### Iterative point method used to find the optimal strategy in some probabilistic game

The problem is inspired by some Project Euler problem (not pointed out which exactly, to avoid spoilers :)).

Let us assume we are taking part in the following game:

$2N$ cards, labelled from $1$ to $2N$ are placed on the table, faced up.

A turn in this game consists in rolling two $N$-sided, fair dices - with numbers from $1$ to $N$ on each dice.

Assuming dices showed $x$ and $y$ numbers, you are to choose one of three possible moves:
    
1) to turn over the card $x$;

2) to turn over the card $y$;

3) to turn over the card $x+y$.

Note that $x$ may be equal to $y$. Turning over a card consists in turning the card to faced up, being already faced down and vice versa.

The procedure is repeated till you manage to have all $2N$ cards faced down at the same time - then you win.

Compute the expected number of moves that need to be done to win this game, assuming that you always follow the optimal strategy - in terms of minimizing a number of moves.
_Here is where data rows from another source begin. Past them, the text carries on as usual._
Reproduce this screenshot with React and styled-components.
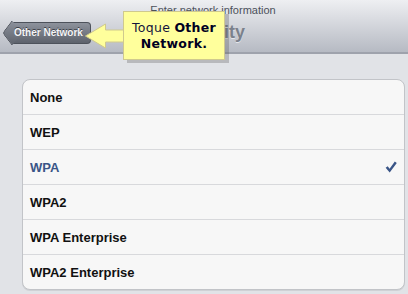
import React from 'react';
import styled, { createGlobalStyle } from 'styled-components';

const GlobalStyle = createGlobalStyle`
  html, body {
    margin: 0;
    padding: 0;
    background: #e1e3e7;
  }
`;

const Page = styled.div`
  position: relative;
  width: 408px;
  height: 294px;
  overflow: hidden;
  background: #e1e3e7;
  font-family: 'Liberation Sans', Arial, sans-serif;
`;

const Header = styled.header`
  height: 52px;
  background: linear-gradient(#eeeff2, #b6bac3);
  border-bottom: 2px solid #9ea2ac;
  display: flex;
  flex-direction: column;
`;

const Prompt = styled.div`
  padding: 3px 0 0 18px;
  height: 14px;
  line-height: 14px;
  font-size: 11px;
  color: #4c515b;
  text-align: center;
`;

const NavRow = styled.div`
  flex: 1;
  display: grid;
  grid-template-columns: 1fr auto 1fr;
  align-items: center;
  padding: 0 0 4px 3px;
`;

const BackButton = styled.div`
  position: relative;
  justify-self: start;
  height: 20px;
  margin-left: 9px;
  padding: 0 7px 0 2px;
  display: flex;
  align-items: center;
  background: linear-gradient(#8d929c, #5d626c);
  border: 1px solid #4d525b;
  border-left: none;
  border-radius: 0 4px 4px 0;
  color: #f4f5f7;
  font-size: 10px;
  font-weight: bold;
  text-shadow: 0 -1px 0 #3c4048;

  &::before {
    content: '';
    position: absolute;
    left: -8px;
    top: 2px;
    width: 15px;
    height: 15px;
    transform: rotate(45deg) skew(8deg, 8deg);
    background: linear-gradient(135deg, #8d929c, #5d626c);
    border-left: 1px solid #4d525b;
    border-bottom: 1px solid #4d525b;
    border-radius: 0 0 0 3px;
  }

  span {
    position: relative;
  }
`;

const Title = styled.h1`
  margin: 0;
  padding-left: 8px;
  font-size: 18px;
  font-weight: bold;
  color: #7b818c;
  text-shadow: 0 1px 0 #e4e6ea;
`;

const Body = styled.main`
  padding: 25px 3px 0 22px;
`;

const Card = styled.ul`
  list-style: none;
  margin: 0;
  padding: 0;
  background: #f7f7f7;
  border: 1px solid #c2c4c8;
  border-radius: 8px;
  box-shadow: 0 1px 0 #cfd1d5;
  overflow: hidden;
`;

const Row = styled.li`
  height: 34px;
  display: flex;
  align-items: center;
  justify-content: space-between;
  padding: 0 7px 0 7px;
  font-size: 13px;
  font-weight: bold;
  color: ${p => (p.$selected ? '#3a5587' : '#111')};
  & + & {
    border-top: 1px solid #d8d9dc;
  }
`;

const Callout = styled.div`
  position: absolute;
  left: 85px;
  top: 11px;
  display: flex;
  align-items: center;
`;

const CalloutBox = styled.div`
  width: 100px;
  height: 47px;
  margin-left: -1px;
  display: flex;
  flex-direction: column;
  justify-content: center;
  align-items: center;
  background: #ffff9c;
  border: 1px solid #cfc98e;
  box-shadow: 4px 3px 0 rgba(90, 90, 90, 0.3);
  font-family: 'DejaVu Sans', Verdana, sans-serif;
  font-size: 12.5px;
  letter-spacing: 0.3px;
  line-height: 16px;
  color: #14143c;

  b {
    color: #000022;
  }
`;

const Check = () => (
  <svg width="12" height="12" viewBox="0 0 11 11">
    <path d="M0.6 6.2 L2.5 4.8 L4.2 7.2 L9 0.5 L10.8 1.8 L4.3 10.5 Z" fill="#3a5587" />
  </svg>
);

const CalloutArrow = () => (
  <svg width="39" height="26" viewBox="0 0 39 26">
    <path
      d="M0.5 13 L20.5 1 L20.5 7 L39 7 L39 19 L20.5 19 L20.5 25 Z"
      fill="#ffff9c"
      stroke="#cfc98e"
      strokeWidth="1"
    />
  </svg>
);

const options = ['None', 'WEP', 'WPA', 'WPA2', 'WPA Enterprise', 'WPA2 Enterprise'];

export default function App() {
  return (
    <Page>
      <GlobalStyle />
      <Header>
        <Prompt>Enter network information</Prompt>
        <NavRow>
          <BackButton><span>Other Network</span></BackButton>
          <Title>Security</Title>
          <div />
        </NavRow>
      </Header>
      <Body>
        <Card>
          {options.map(o => (
            <Row key={o} $selected={o === 'WPA'}>
              {o}
              {o === 'WPA' && <Check />}
            </Row>
          ))}
        </Card>
      </Body>
      <Callout>
        <CalloutArrow />
        <CalloutBox>
          <div>Toque <b>Other</b></div>
          <div><b>Network.</b></div>
        </CalloutBox>
      </Callout>
    </Page>
  );
}
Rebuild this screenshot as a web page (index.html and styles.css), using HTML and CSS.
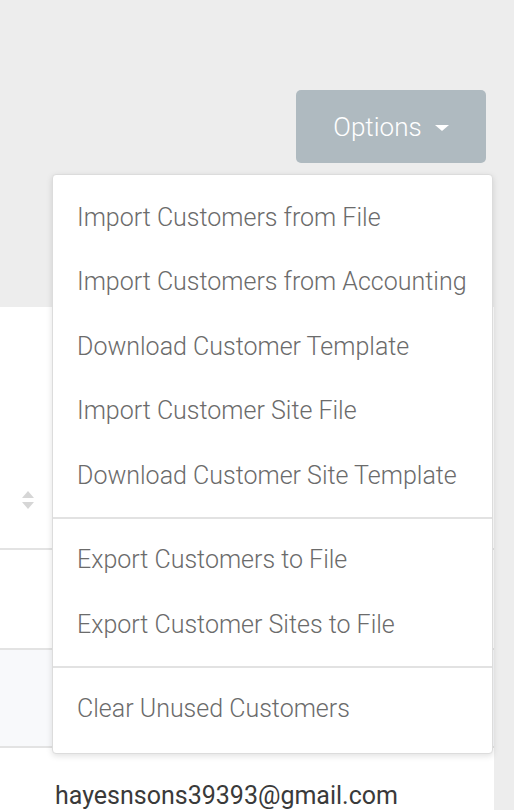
FILE: index.html
```html
<!DOCTYPE html>
<html>
<head>
<meta charset="utf-8">
<link rel="stylesheet" href="styles.css">
</head>
<body>
<div class="page">
  <div class="topbar">
    <button class="options-btn">Options <span class="caret"></span></button>
  </div>
  <div class="card">
    <div class="thead">
      <span class="sort">
        <svg width="14" height="22" viewBox="0 0 14 22"><path d="M1 9 L7 2 L13 9 Z" fill="#d6d6d6"/><path d="M1 13 L7 20 L13 13 Z" fill="#d6d6d6"/></svg>
      </span>
    </div>
    <div class="row"></div>
    <div class="row striped"></div>
    <div class="row email-row"><span class="email">hayesnsons39393@gmail.com</span></div>
  </div>
  <div class="dropdown">
    <div class="item">Import Customers from File</div>
    <div class="item">Import Customers from Accounting</div>
    <div class="item">Download Customer Template</div>
    <div class="item">Import Customer Site File</div>
    <div class="item">Download Customer Site Template</div>
    <div class="divider"></div>
    <div class="item">Export Customers to File</div>
    <div class="item">Export Customer Sites to File</div>
    <div class="divider"></div>
    <div class="item">Clear Unused Customers</div>
  </div>
</div>
</body>
</html>
```
FILE: styles.css
```css
html, body {
  margin: 0;
  padding: 0;
  background: #ededed;
  font-family: Roboto, "Noto Sans", sans-serif;
}
.page {
  position: relative;
  width: 514px;
  height: 810px;
  overflow: hidden;
}
.topbar {
  height: 307px;
  display: flex;
  justify-content: flex-end;
  align-items: flex-start;
  padding-right: 28px;
  box-sizing: border-box;
  padding-top: 90px;
}
.options-btn {
  width: 190px;
  height: 73px;
  background: #afbac0;
  border: none;
  border-radius: 5px;
  color: #ffffff;
  font-family: Roboto, sans-serif;
  font-weight: 300;
  font-size: 26px;
  display: flex;
  align-items: center;
  justify-content: center;
  gap: 13px;
  padding: 0;
}
.caret {
  width: 0;
  height: 0;
  border-left: 7px solid transparent;
  border-right: 7px solid transparent;
  border-top: 6px solid #ffffff;
  margin-top: 2px;
}
.card {
  width: 494px;
  background: #ffffff;
  height: 503px;
}
.thead {
  height: 243px;
  border-bottom: 2px solid #e3e3e3;
  position: relative;
  display: flex;
  align-items: flex-end;
  padding-left: 21px;
  padding-bottom: 37px;
  box-sizing: border-box;
}
.sort {
  display: block;
  height: 22px;
}
.row {
  height: 100px;
  border-bottom: 2px solid #e3e3e3;
  box-sizing: border-box;
}
.row.striped {
  background: #f8f9fb;
  height: 98px;
}
.row.email-row {
  border-bottom: none;
  padding: 33px 0 0 55px;
  box-sizing: border-box;
}
.email {
  font-size: 25px;
  color: #3a3a3a;
  font-weight: 400;
}
.dropdown {
  position: absolute;
  left: 52px;
  top: 174px;
  width: 441px;
  box-sizing: border-box;
  background: #ffffff;
  border: 1px solid #dcdcdc;
  border-radius: 4px;
  box-shadow: 0 2px 6px rgba(0,0,0,0.12);
  padding: 10px 0 12px;
}
.item {
  height: 64.5px;
  display: flex;
  align-items: center;
  padding-left: 24px;
  font-size: 25px;
  font-weight: 300;
  color: #6b6b6b;
  white-space: nowrap;
}
.divider {
  height: 2px;
  background: #e2e2e2;
  margin: 9px 0;
}
```
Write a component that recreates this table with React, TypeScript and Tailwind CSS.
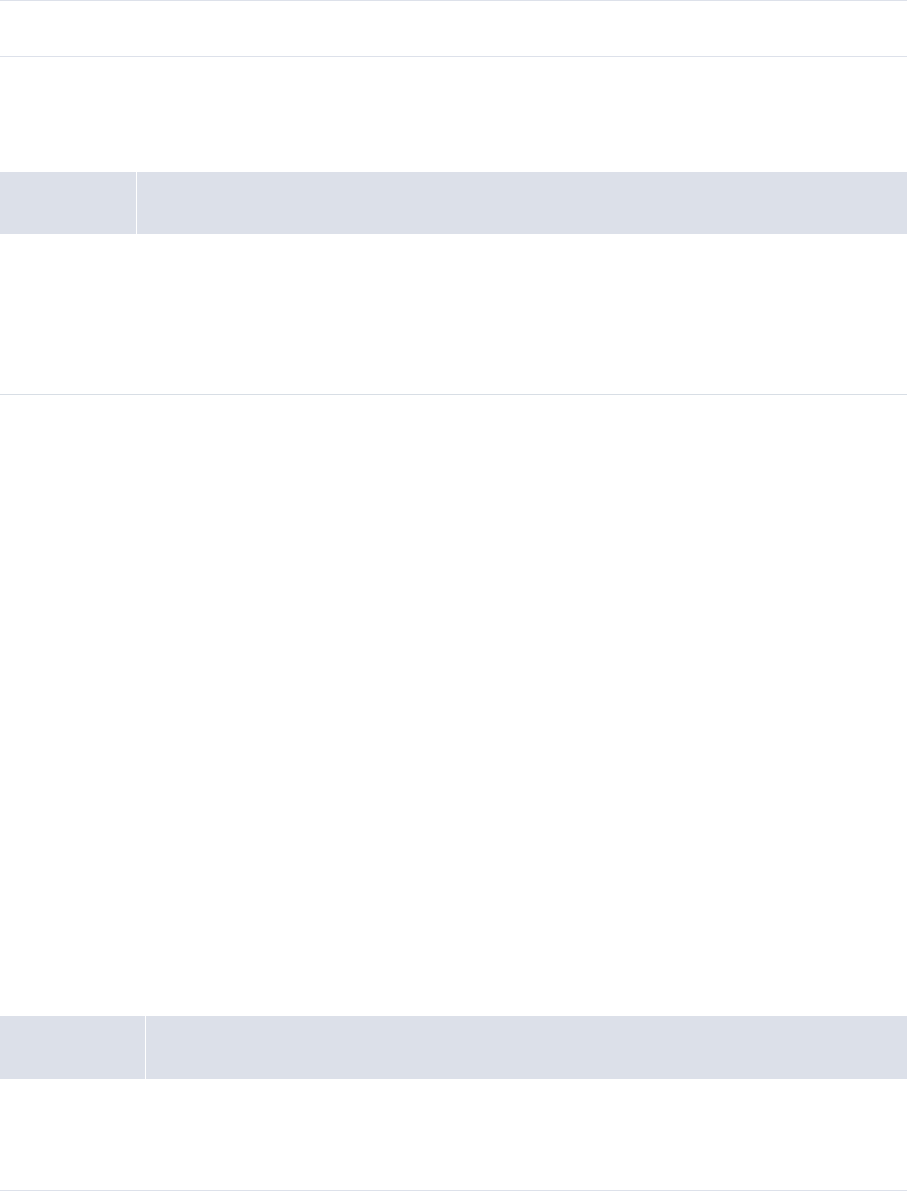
export default function App() {
  return (
    <div className="w-[907px] h-[1191px] bg-white flex flex-col" style={{ fontFamily: '"Liberation Sans", sans-serif' }}>
      <div className="h-[57px] border-y border-[#dde1ea] shrink-0" />
      <div className="h-[115px] shrink-0" />
      <div className="h-[62px] flex shrink-0">
        <div className="w-[136px] bg-[#dce0e9]" />
        <div className="w-[1px] bg-white" />
        <div className="flex-1 bg-[#dce0e9]" />
      </div>
      <div className="h-[161px] border-b border-[#d8dee5] shrink-0" />
      <div className="h-[621px] shrink-0" />
      <div className="h-[63px] flex shrink-0">
        <div className="w-[145px] bg-[#dce0e9]" />
        <div className="w-[1px] bg-white" />
        <div className="flex-1 bg-[#dce0e9]" />
      </div>
      <div className="h-[112px] border-b border-[#dde1ea] shrink-0" />
    </div>
  );
}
Give your number rounded to $6$ decimal places.

#### Solution

Let us start from some simple notation. Given $2N$ cards, we can express any state of cards faced up/down as some non-negative integer, in the binary system. 

For instance, suppose $N=2$ and we want to express state with cards $1$ and $2$ faced down, and $3$ and $4$ faced up. If we denote cards being faced down by ones, and faced up by zeros, we will get: $0011_b=3$. Basically, state of a $n$-th card is specified by the $n$-th bit from the right in our number ($1$ is faced up, $0$ is faced down).

Some words now on making a move. Being in a state $s$, if we want to turn over a card $x$, we need to simply make a **xor** operation $s \wedge 2^{x-1}$. What does it mean? How does it work?

Suppose our state $s$ is equal to $0011_b = 3$, what means we have cards $1$ and $2$ faced down, and cards $3$ and $4$ faced up. If we want to turn over card $4$, our further state would be $1011_b = 11$.

In [2]:
#this is equivalent to Python xor operation:
print(3 ^ 8) #8 = pow(2,3)

11


The same holds if we want to make a card faced up, being already faced down. Suppose our state is again equal to $0011_b=3$ and we want to turn over the card $1$. Our further state would be $0010_b = 2$.

In [4]:
print(3 ^ 1) #1 = pow(2,0)

2


Of course, each state has a unique representation. From now on, we will use the binary notation while describing given states. So, talking about the state $1,2$ cards faced down, $3,4$ cards faced up, we will simply say state $3$.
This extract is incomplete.